One of Germany's most problem-prone reactors, Brunsbuettel was taken off the grid in the summer of 2007 after a fire caused an emergency shutdown.
A similar incident at nearby Kruemmel, run by Vattenfall and German utility Eon, led to the reactor's closure in June 2007. It reopened in June 2009 but was taken off the grid again only a month later, when it shut down automatically after a transformer short-circuited.
Both incidents, poorly communicated by Vattenfall, damaged the company's reputation.
Vattenfall will decide this summer what to do with Brunsbuettel and Kruemmel, both built during the 1970s. The Swedes might hand over operating control to competitor Eon, which owns half of Kruemmel and a 33 percent share in Brunsbuettel.
Another competitor from Germany, EnBW, might shut down the older of the two reactors at its Neckarwestheim plant in southwestern Germany because modernizing it might be too costly.

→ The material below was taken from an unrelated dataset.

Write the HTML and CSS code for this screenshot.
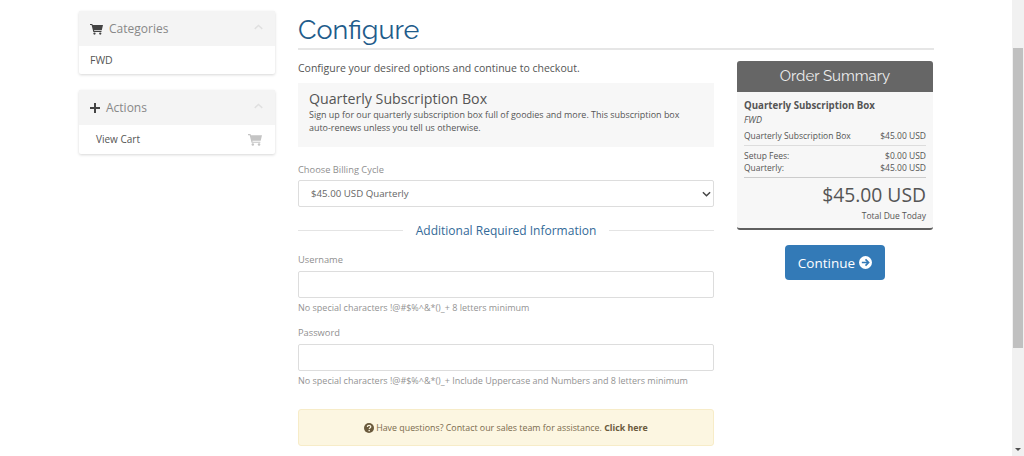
FILE: index.html
```html
<!DOCTYPE html>
<html lang="en">
<head>
  <meta charset="UTF-8">
  <title>Configure</title>
  <link rel="stylesheet" href="styles.css">
</head>
<body>
<div class="viewport">
  <div class="page">

    <!-- SIDEBAR -->
    <aside class="sidebar">
      <div class="panel">
        <div class="panel-head">
          <span class="panel-title">
            <svg class="icon-cart" viewBox="0 0 18 16"><path d="M0 1h3.2l.5 1.6H18l-1.7 7H5.6l.3 1.2h10v1.5H4.6L2.2 2.5H0z"/><circle cx="6.2" cy="14.3" r="1.6"/><circle cx="14.2" cy="14.3" r="1.6"/></svg>
            Categories
          </span>
          <svg class="chevron" viewBox="0 0 12 7"><path d="M1 6l5-4.5L11 6"/></svg>
        </div>
        <div class="panel-item">FWD</div>
      </div>
      <div class="panel">
        <div class="panel-head">
          <span class="panel-title">
            <svg class="icon-plus" viewBox="0 0 10 10"><path d="M4 0h2v4h4v2H6v4H4V6H0V4h4z"/></svg>
            Actions
          </span>
          <svg class="chevron" viewBox="0 0 12 7"><path d="M1 6l5-4.5L11 6"/></svg>
        </div>
        <div class="panel-item panel-link">
          View Cart
          <svg class="icon-cart-light" viewBox="0 0 18 16"><path d="M0 1h3.2l.5 1.6H18l-1.7 7H5.6l.3 1.2h10v1.5H4.6L2.2 2.5H0z"/><circle cx="6.2" cy="14.3" r="1.6"/><circle cx="14.2" cy="14.3" r="1.6"/></svg>
        </div>
      </div>
    </aside>

    <!-- MAIN -->
    <main class="main">
      <h1 class="page-title">Configure</h1>

      <div class="columns">
        <div class="config">
          <p class="intro">Configure your desired options and continue to checkout.</p>

          <div class="product-box">
            <div class="product-name">Quarterly Subscription Box</div>
            <p class="product-desc">Sign up for our quarterly subscription box full of goodies and more. This subscription box auto-renews unless you tell us otherwise.</p>
          </div>

          <div class="field field-billing">
            <label class="field-label">Choose Billing Cycle</label>
            <div class="select-box">
              $45.00 USD Quarterly
              <svg class="select-arrow" viewBox="0 0 10 6"><path d="M1 1l4 4 4-4"/></svg>
            </div>
          </div>

          <div class="sub-heading"><span>Additional Required Information</span></div>

          <div class="field field-user">
            <label class="field-label">Username</label>
            <div class="text-input"></div>
            <div class="help">No special characters !@#$%^&amp;*()_+ 8 letters minimum</div>
          </div>

          <div class="field field-pass">
            <label class="field-label">Password</label>
            <div class="text-input"></div>
            <div class="help">No special characters !@#$%^&amp;*()_+ Include Uppercase and Numbers and 8 letters minimum</div>
          </div>

          <div class="notice">
            <svg class="icon-question" viewBox="0 0 16 16"><circle cx="8" cy="8" r="8"/><path class="q-mark" d="M5.4 6.2c0-3.3 5.4-3.3 5.4-.2 0 2-2.4 2-2.4 3.6"/><rect class="q-dot" x="7.2" y="11" width="2.2" height="2.2"/></svg>
            <span>Have questions? Contact our sales team for assistance. <strong>Click here</strong></span>
          </div>
        </div>

        <!-- ORDER SUMMARY -->
        <div class="summary-col">
          <div class="summary">
            <div class="summary-head">Order Summary</div>
            <div class="summary-body">
              <div class="summary-name">Quarterly Subscription Box</div>
              <div class="summary-group">FWD</div>
              <div class="summary-row summary-row-first"><span>Quarterly Subscription Box</span><span>$45.00 USD</span></div>
              <div class="summary-fees">
                <div class="summary-row"><span>Setup Fees:</span><span>$0.00 USD</span></div>
                <div class="summary-row"><span>Quarterly:</span><span>$45.00 USD</span></div>
              </div>
              <div class="summary-total">$45.00 USD</div>
              <div class="summary-due">Total Due Today</div>
            </div>
          </div>
          <div class="btn-continue">
            Continue
            <svg class="icon-arrow" viewBox="0 0 16 16"><circle cx="8" cy="8" r="8"/><path class="arrow-mark" d="M3.5 8h8M8 4.2L11.8 8 8 11.8"/></svg>
          </div>
        </div>
      </div>
    </main>

    <!-- SCROLLBAR (headless browser hides the native one) -->
    <div class="scrollbar">
      <div class="scroll-thumb"></div>
      <div class="scroll-down"></div>
    </div>
  </div>
</div>
</body>
</html>
```

FILE: styles.css
```css
/* --- Global --- */
html, body { margin: 0; padding: 0; height: 100%; overflow: hidden; }
body { font-family: 'Open Sans', sans-serif; font-size: 10px; color: #555; background: #fff; }
.viewport { height: 456px; overflow: hidden; }
.page { display: flex; align-items: flex-start; height: 456px; padding: 11px 0 0 79px; box-sizing: border-box; gap: 23px; }

/* --- Scrollbar --- */
.scrollbar { width: 12px; height: 456px; margin: -11px 0 0 55px; flex: none; background: #f1f1f1; display: flex; flex-direction: column; align-items: center; }
.scroll-thumb { width: 10px; height: 300px; margin-top: 48px; background: #c0c0c0; }
.scroll-down { margin-top: auto; margin-bottom: 5px; border: 3px solid transparent; border-top: 3px solid #505050; border-bottom: 0; }

/* --- Sidebar --- */
.sidebar { width: 196px; flex: none; display: flex; flex-direction: column; gap: 16px; }
.panel { background: #fff; border-radius: 2px; box-shadow: 0 1px 3px rgba(0,0,0,0.16); }
.panel-head { height: 35px; background: #f4f4f4; display: flex; align-items: center; justify-content: space-between; padding: 0 12px 0 11px; }
.panel-title { font-size: 12px; color: #888; display: flex; align-items: center; gap: 6px; }
.panel-item { height: 28px; display: flex; align-items: center; padding: 0 11px; font-size: 10.5px; color: #555; }
.panel-link { height: 29px; box-sizing: border-box; justify-content: space-between; padding: 0 13px 1px 17px; font-size: 10px; }
.icon-cart { width: 13px; height: 12px; fill: #444; }
.icon-plus { width: 10px; height: 10px; fill: #444; }
.icon-cart-light { width: 14px; height: 13px; fill: #c4c4c4; }
.chevron { width: 9px; height: 6px; fill: none; stroke: #e0e0e0; stroke-width: 2; margin-top: -3px; }

/* --- Main --- */
.main { width: 636px; flex: none; }
.page-title { margin: 0; height: 39px; box-sizing: border-box; font-family: 'Raleway', 'Inter', sans-serif; font-weight: 400; font-size: 27px; line-height: 37px; color: #1f5c8b; border-bottom: 2px solid #e6e6e6; }
.intro { margin: 0; font-size: 10.5px; line-height: 14px; color: #555; }
.columns { display: flex; align-items: flex-start; gap: 23px; }
.config { width: 416px; flex: none; margin-top: 11px; }

.product-box { height: 64px; margin-top: 8px; box-sizing: border-box; background: #f7f7f7; padding: 7px 11px 0; }
.product-name { font-size: 14.2px; line-height: 17px; color: #555; }
.product-desc { margin: 1px 0 0; font-size: 8.93px; line-height: 13px; color: #555; }

.field-label { display: block; font-size: 9.3px; line-height: 14px; color: #8f8f8f; }
.field-billing { margin-top: 16px; }
.select-box { height: 27px; box-sizing: border-box; margin-top: 3px; border: 1px solid #ddd; border-radius: 2px; display: flex; align-items: center; justify-content: space-between; padding: 0 2px 0 12px; font-size: 9.7px; color: #666; }
.select-arrow { width: 9px; height: 6px; fill: none; stroke: #444; stroke-width: 1.6; }

.sub-heading { display: flex; align-items: center; gap: 13px; margin-top: 14px; font-size: 12px; line-height: 19px; color: #336a98; }
.sub-heading::before, .sub-heading::after { content: ""; flex: 1; height: 1px; background: #e4e4e4; }

.field-user { margin-top: 13px; }
.field-pass { margin-top: 11px; }
.text-input { height: 27px; box-sizing: border-box; margin-top: 4px; border: 1px solid #ddd; border-radius: 2px; }
.help { margin-top: 3px; font-size: 9px; line-height: 14px; color: #939393; }

.notice { height: 37px; box-sizing: border-box; margin-top: 21px; background: #fcf6e1; border: 1px solid #f7ecc8; border-radius: 3px; display: flex; align-items: center; justify-content: center; gap: 2px; font-size: 8.85px; color: #7a6a4c; }
.notice strong { color: #6a5a3c; }
.icon-question { width: 10px; height: 10px; fill: #6a5a3c; }
.q-mark { fill: none; stroke: #fcf6e1; stroke-width: 2; }
.q-dot { fill: #fcf6e1; }

/* --- Order Summary --- */
.summary-col { width: 197px; flex: none; margin-top: 11px; }
.summary { width: 196px; border-radius: 3px; background: #f7f7f7; border-bottom: 2px solid #5f5f5f; }
.summary-head { height: 31px; background: #666; border-radius: 3px 3px 0 0; color: #eee; font-family: 'Raleway', 'Inter', sans-serif; font-size: 15px; line-height: 31px; text-align: center; }
.summary-body { padding: 7px 7px 5px; font-size: 8.5px; color: #555; }
.summary-name { font-size: 9.7px; font-weight: 700; line-height: 14px; }
.summary-group { font-style: italic; font-size: 9px; line-height: 12px; margin-top: 1px; }
.summary-row { display: flex; justify-content: space-between; line-height: 12px; }
.summary-row-first { margin-top: 4px; padding-bottom: 3px; border-bottom: 1px solid #ddd; }
.summary-fees { padding: 4px 0 3px; border-bottom: 1px solid #ccc; }
.summary-total { font-size: 19.3px; line-height: 26px; text-align: right; margin-top: 4px; }
.summary-due { font-size: 8.5px; line-height: 14px; margin-top: 1px; text-align: right; }

.btn-continue { width: 100px; height: 35px; margin: 15px 0 0 48px; background: #337ab7; border-radius: 4px; color: #fff; font-size: 13.5px; display: flex; align-items: center; justify-content: center; gap: 4px; }
.icon-arrow { width: 13px; height: 13px; fill: #fff; }
.arrow-mark { fill: none; stroke: #337ab7; stroke-width: 2; }
```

The German government recently decided to prolong the life of the German nuclear reactors by an average of 12 years but linked this to several preconditions.
In return for longer running times, the utilities will have to pay a new "fuel-rod" tax of around $2.5 billion per year starting in 2011, support renewables with an additional $20 billion until the 2030s and retrofit their aging reactors to meet new, more stringent safety standards.
The likes of Brunsbuettel, Kruemmel and Neckarwestheim are among the older reactors that would have to be thoroughly improved to meet the government's safety demands.
For the utilities, it might make more sense to shut them down and transfer the running times to newer plants that wouldn't need remodeling, especially as power prices have been low for months, draining profits generated by the older reactors.
Vattenfall earlier this month said net income in 2010 dropped to $2 billion, down 2 percent compared to the previous year. The company's Germany business was abysmal, with profits plummeting by 26 percent in 2010.
Based in Stockholm, Vattenfall operates in Scandinavia, Germany, Poland, Belgium and Netherlands. At the end of 2010 it employed some 38,100 people.